Question

Consider two different cloth – cutting processes. In the first one, n circular cloth pieces are cut from a square cloth piece of side ‘a’ in the following steps: the original square of side ‘a’ is divided into n smaller squares, not necessarily of the same size; then a circle of the maximum possible area is cut from each of the smaller squares. In the second process, only one circle of the maximum possible area is cut from the square of side ‘a’ and the process ends there. The cloth pieces remaining after cutting the circles are scrapped in both the processes. The ratio of the total area of the scrap cloth generated in the former to that in the later is:
(a) 1:1
(b) \[\sqrt{2}:1\]
(c) \[\dfrac{n\left( 4-\pi \right)}{4n-\pi }\]
(d) \[\dfrac{4n-\pi }{n\left( 4-\pi \right)}\]

Answer 1

Hint: To solve this question, we should know few formulas of mensuration like the area of the square is calculated by squaring the sides of the square, that is \[{{\left( s \right)}^{2}}\] and the area of the circle is calculated by multiplying the square of the radius with the pi, that is \[\pi {{r}^{2}}\]. By these formulas and the basic knowledge of ratio, we will be able to find the ratio.

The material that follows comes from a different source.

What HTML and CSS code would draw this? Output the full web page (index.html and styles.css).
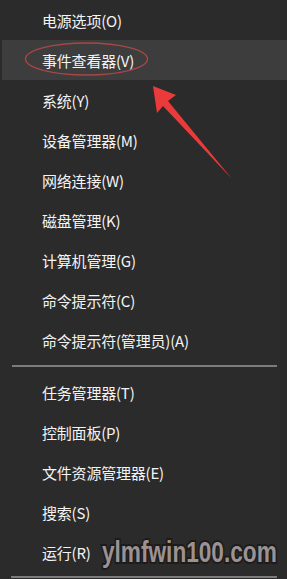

Complete step-by-step answer:
In this question, we have to find the ratio of the total scrap generated by both the processes. We will consider a square of side x and then we will find the area of that square, that is,
Area of square = side \[\times \] side
Area of square \[={{\left( x \right)}^{2}}\]
Now, we will cut the largest circle possible from the square of side x. So, the radius of the circle will be \[\left( \dfrac{x}{2} \right)\]. Therefore, the area of the circle will be
Area of the circle = \[\pi {{r}^{2}}\]
Area of the circle = \[\pi {{\left( \dfrac{x}{2} \right)}^{2}}\]
Area of the circle \[=\dfrac{\pi {{x}^{2}}}{4}\]

Now we will calculate the area of the scrap generated by cutting the piece of the circle from the square by using the formula.
Area of scrap = Area of the square – Area of the circle
Area of scrap \[={{x}^{2}}-\dfrac{\pi {{x}^{2}}}{4}\]
Area of scrap \[={{x}^{2}}\left( 1-\dfrac{\pi }{4} \right)\]
Now, we will divide the whole equation by \[{{x}^{2}}\]. So, we get,
\[\dfrac{\text{Area of scrap}}{{{x}^{2}}}=\dfrac{{{x}^{2}}}{{{x}^{2}}}\left( 1-\dfrac{\pi }{4} \right)\]
\[\dfrac{\text{Area of scrap}}{{{x}^{2}}}=\left( 1-\dfrac{\pi }{4} \right)\]
where \[{{x}^{2}}\] is the area of the square. So, we can write it as,
\[\dfrac{\text{Area of scrap}}{\text{Area of the square}}=1-\dfrac{\pi }{4}\]
From this, we can see that the ratio of the area of scrap to the ratio of the area of the square is always constant whether we cut the circle from a smaller square or larger square that means the scrapped area is always a fixed percentage of the square.
In this question, we have taken both squares of equal size. So, the ratio of the scrapped area will also be equal. Therefore we can say that the ratio of the scrap area in both the processes is equal, that means, in the ratio of 1:1.
Hence, option (a) is the right answer.

Note: The possible mistake one can make is assuming different cases for process 1 and then finding the ratio of the scrapped area generated in the former to that in the latter. It is not wrong, but this will make the solution more lengthy and complicated.